Nach Neuanschaffung eines Fullys muss mein schönes Radon ZR Pro Hardtail raus. Wie schätzt ihr denn den aktuellen Wert ein? 
Es ist alles in bestem, teilweise neuwertigen Zustand, top eingestellt, geschmiert, leichtgängig, dicht. Sehr vieles nachgerüstet/erneuert. Einzig die Reifen sind nicht mehr richtig gut. Ich bin gelernter Zweiradmechaniker - wurde immer fachmännisch gewartet/aufgerüstet. Kleinere Gebrauchsspuren, Modelljahr 2005. Neupreis 580€, aber wesentlich schlechter ausgestattet bei Anschaffung. 

Ausstattung:

XT
Schaltwerk
Schalthebel
Naben

SLX
Umwerfer
Kurbel
Kasette

Archos
Steuersatz 
Sattelstütze

Felgen Mavic
Bremsen Tektro (ähnlich Deore)
Alle Züge Jagwire, wasserdicht 
Gabel Marzocchi MX Comp Air 105




 

Besten Dank schon mal!


----------



## sun909 (20. August 2016)

12 Jahre altes Rad?

100-200€.

Grüße


----------



## MTB-News.de




----------



## Femi (20. August 2016)

Danke für die Einschätzung! 
Noch zwei-drei weitere und ich könnte einen guten Schnitt aus euren und meiner Vorstellung bilden.


----------



## filiale (20. August 2016)

Wie Du weißt bekommt man für Zubehörteile in aller Regel weniger im eingebauten Zustand als wenn man diese einzeln verkauft.
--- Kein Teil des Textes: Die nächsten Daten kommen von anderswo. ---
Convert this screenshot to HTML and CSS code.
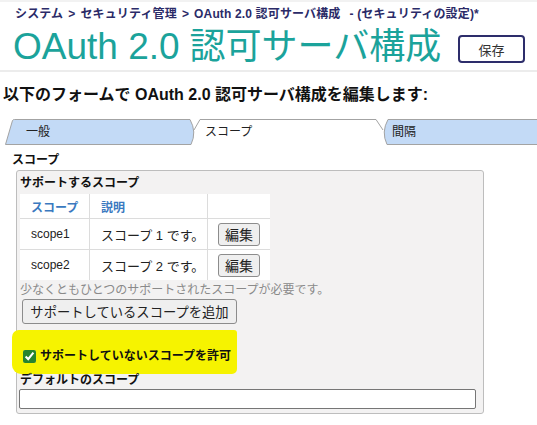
FILE: index.html
```html
<!DOCTYPE html>
<html lang="ja">
<head>
<meta charset="utf-8">
<link rel="stylesheet" href="styles.css">
</head>
<body>
<div class="header">
  <div class="crumbs"><span>システム</span><span>&gt;</span><span>セキュリティ管理</span><span>&gt;</span><span>OAuth 2.0 認可サーバ構成</span><span class="sub">- (セキュリティの設定)*</span></div>
  <div class="title-row">
    <h1 class="title"><span class="lat">OAuth 2.0</span> 認可サーバ構成</h1>
    <button class="save">保存</button>
  </div>
</div>
<h2 class="lead">以下のフォームで OAuth 2.0 認可サーバ構成を編集します:</h2>
<div class="tabs">
  <svg class="tabs-bg" width="537" height="26" viewBox="0 0 537 26">
    <path d="M191,26 Q196,13 194,11 L200,0.5 L376,0.5 L383,11 Q382,13 387,26 Z" fill="#ffffff"/>
    <path d="M194,11 L200,0.5 L376,0.5 L383,11" fill="none" stroke="#a3a3a3"/>
    <path d="M5.5,25.5 L12.5,1.5 Q13,0.5 14.5,0.5 L190,0.5 Q197,13 191,25.5 Z" fill="#c3daf6" stroke="#a3a3a3"/>
    <path d="M538,0.5 L388,0.5 Q381,13 387,25.5 L538,25.5" fill="#c3daf6" stroke="#a3a3a3"/>
  </svg>
  <span class="tab t1">一般</span>
  <span class="tab t2">スコープ</span>
  <span class="tab t3">間隔</span>
</div>
<div class="content">
  <div class="sec-label">スコープ</div>
  <div class="box">
    <div class="box-title">サポートするスコープ</div>
    <table class="scopes">
      <tr class="head"><th class="c1">スコープ</th><th class="c2">説明</th><th class="c3"></th></tr>
      <tr><td class="c1">scope1</td><td class="c2 desc">スコープ 1 です。</td><td class="c3"><button class="edit">編集</button></td></tr>
      <tr><td class="c1">scope2</td><td class="c2 desc">スコープ 2 です。</td><td class="c3"><button class="edit">編集</button></td></tr>
    </table>
    <div class="hint">少なくともひとつのサポートされたスコープが必要です。</div>
    <button class="add">サポートしているスコープを追加</button>
    <div class="hl">
      <label class="chk"><input type="checkbox" checked> サポートしていないスコープを許可</label>
    </div>
    <div class="def-label">デフォルトのスコープ</div>
    <input class="def-input" type="text">
  </div>
</div>
</body>
</html>
```
FILE: styles.css
```css
html, body {
  margin: 0;
  padding: 0;
  background: #ffffff;
}
body {
  font-family: "Liberation Sans", "Noto Sans CJK JP", sans-serif;
  color: #222;
  font-size: 12px;
}
.header {
  height: 68px;
  border-top: 2px solid #f2f2f2;
  border-bottom: 2px solid #ececec;
  padding: 0 12px 0 13px;
  box-sizing: content-box;
}
.crumbs {
  display: flex;
  gap: 5px;
  padding-left: 2px;
  padding-top: 4px;
  height: 16px;
  line-height: 16px;
  color: #2b2b68;
  font-size: 12px;
  font-weight: bold;
  white-space: nowrap;
  letter-spacing: 0.15px;
}
.crumbs .sub {
  margin-left: 4px;
}
.title-row {
  display: flex;
  justify-content: space-between;
  align-items: center;
  height: 46px;
}
.title {
  margin: 3px 0 0 0;
  font-weight: normal;
  font-size: 36px;
  line-height: 43px;
  color: #1ba39b;
  white-space: nowrap;
  font-family: "Liberation Sans", "Noto Sans CJK JP", sans-serif;
}
.title .lat {
  font-size: 37px;
}
.save {
  margin-top: 8px;
  width: 67px;
  height: 28px;
  background: #fff;
  border: 2px solid #2d2d6b;
  border-radius: 4px;
  font-family: "Noto Sans CJK JP", sans-serif;
  font-size: 13px;
  color: #333;
  padding: 0;
}
.lead {
  margin: 11px 0 0 0;
  padding-left: 3px;
  font-size: 16px;
  line-height: 24px;
  font-weight: bold;
  color: #111;
  white-space: nowrap;
}
.tabs {
  position: relative;
  margin-top: 12px;
  height: 26px;
  display: flex;
}
.tabs-bg {
  position: absolute;
  left: 0;
  top: 0;
}
.tab {
  position: relative;
  line-height: 26px;
  font-size: 12px;
  color: #222;
}
.t1 { padding-left: 26px; width: 179px; }
.t2 { width: 187px; }
.t3 { }
.content {
  padding-left: 12px;
}
.sec-label {
  margin-top: 7px;
  line-height: 16px;
  color: #111;
  font-weight: bold;
}
.box {
  margin: 2px 0 0 4px;
  width: 463px;
  background: #f3f2f2;
  border: 1px solid #bdbdbd;
  border-radius: 3px;
  padding: 4px 0 4px 3px;
}
.box-title {
  line-height: 16px;
  color: #111;
  font-weight: bold;
}
.scopes {
  margin-top: 3px;
  border-collapse: collapse;
  background: #fff;
  width: 250px;
}
.scopes th, .scopes td {
  padding: 0 0 0 11px;
  text-align: left;
  border-right: 1px solid #dcdcdc;
  border-bottom: 1px solid #dcdcdc;
}
.scopes tr:last-child td { border-bottom: none; }
.scopes .c3 { border-right: none; padding-left: 10px; }
.scopes .c1 { width: 58px; }
.scopes .c2 { width: 106px; }
.scopes .head th {
  height: 24px;
  color: #3a79bf;
  font-weight: bold;
  font-size: 12px;
}
.scopes td {
  height: 30px;
  font-size: 12px;
}
.scopes td.desc { font-size: 13px; }
.edit {
  width: 42px;
  height: 23px;
  padding: 0;
  background: #efefef;
  border: 1px solid #8c8c8c;
  border-radius: 3px;
  font-family: "Noto Sans CJK JP", sans-serif;
  font-size: 14px;
  color: #222;
  display: block;
}
.hint {
  margin-top: 2px;
  line-height: 16px;
  color: #8a8a8a;
}
.add {
  margin: 1px 0 0 2px;
  height: 25px;
  width: 215px;
  padding: 0;
  background: #efefef;
  border: 1px solid #8c8c8c;
  border-radius: 3px;
  font-family: "Noto Sans CJK JP", sans-serif;
  font-size: 13.3px;
  color: #222;
  display: block;
}
.hl {
  margin: 6px 0 0 -8px;
  width: 225px;
  height: 44px;
  box-sizing: border-box;
  padding: 18px 0 0 11px;
  background: #f6f300;
  border-radius: 7px 3px 5px 9px;
}
.chk {
  display: flex;
  align-items: center;
  gap: 4px;
  font-weight: bold;
  line-height: 16px;
  color: #111;
}
.chk input {
  margin: 0;
  width: 13px;
  height: 13px;
  accent-color: #27842f;
}
.def-label {
  position: relative;
  margin-top: -2px;
  line-height: 16px;
  color: #111;
  font-weight: bold;
}
.def-input {
  display: block;
  margin: 1px 0 0 -1px;
  width: 457px;
  height: 20px;
  box-sizing: border-box;
  border: 1px solid #767676;
  border-radius: 2px;
  background: #fff;
  padding: 0 3px;
}
```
Daher ist die Aufrüstung zwar "nett" aber macht nicht sonderlich viel aus. Da es Neuräder mit Garantie in diesem Segment für 500 Euro gibt, liege ich bei meiner Einschätzung auch bei max. 200 Euro. Leider ist der Preisverfall aktuell enorm.


----------



## hardtails (20. August 2016)

sun909 schrieb:


> 12 Jahre altes Rad?
> 
> 100-200€.
> 
> Grüße




Aber eher 100 als 200


----------



## Heiko_Herbsleb (20. August 2016)

Ebay. Startgebot 1€.

Oder wahlweise irgendeinen Kleinanzeigenmarkt -> Preis aushandeln.
Danach weißt Du was das Fahrrad ist!

So einfach kann die Welt sein. Oder natürlich umständlich irgendwelche Glaskugeln bemühen ...


----------



## Femi (20. August 2016)

Lieber Heiko, 
vielen Dank für den klaren Blick durch deine Glaskugel. Es ist natürlich völlig absurd den Wert eines MTBs von sachkundigen Forenmitgliedern schätzen zu lassen. Und ein Verkaufspreis ist grundsätzlich immer dem Sachwert gleichzusetzen. Das hast du ganz richtig erkannt.
Hast du einen Blog? Ich würde gerne unbedingt mehr Bereiche meines Lebens nach deiner überlegenen Sachkenntnis ausrichten.


----------



## Canadan (30. August 2017)

Hallo, 

ich hätte Interesse an dem Rahmen und der Gabel (wenn es ein 20" Rahmen ist). War mein erstes MTB, wurde geklaut. Naja, irgendwie würde ich es gerne nochmal so aufbauen wie es mal war.


----------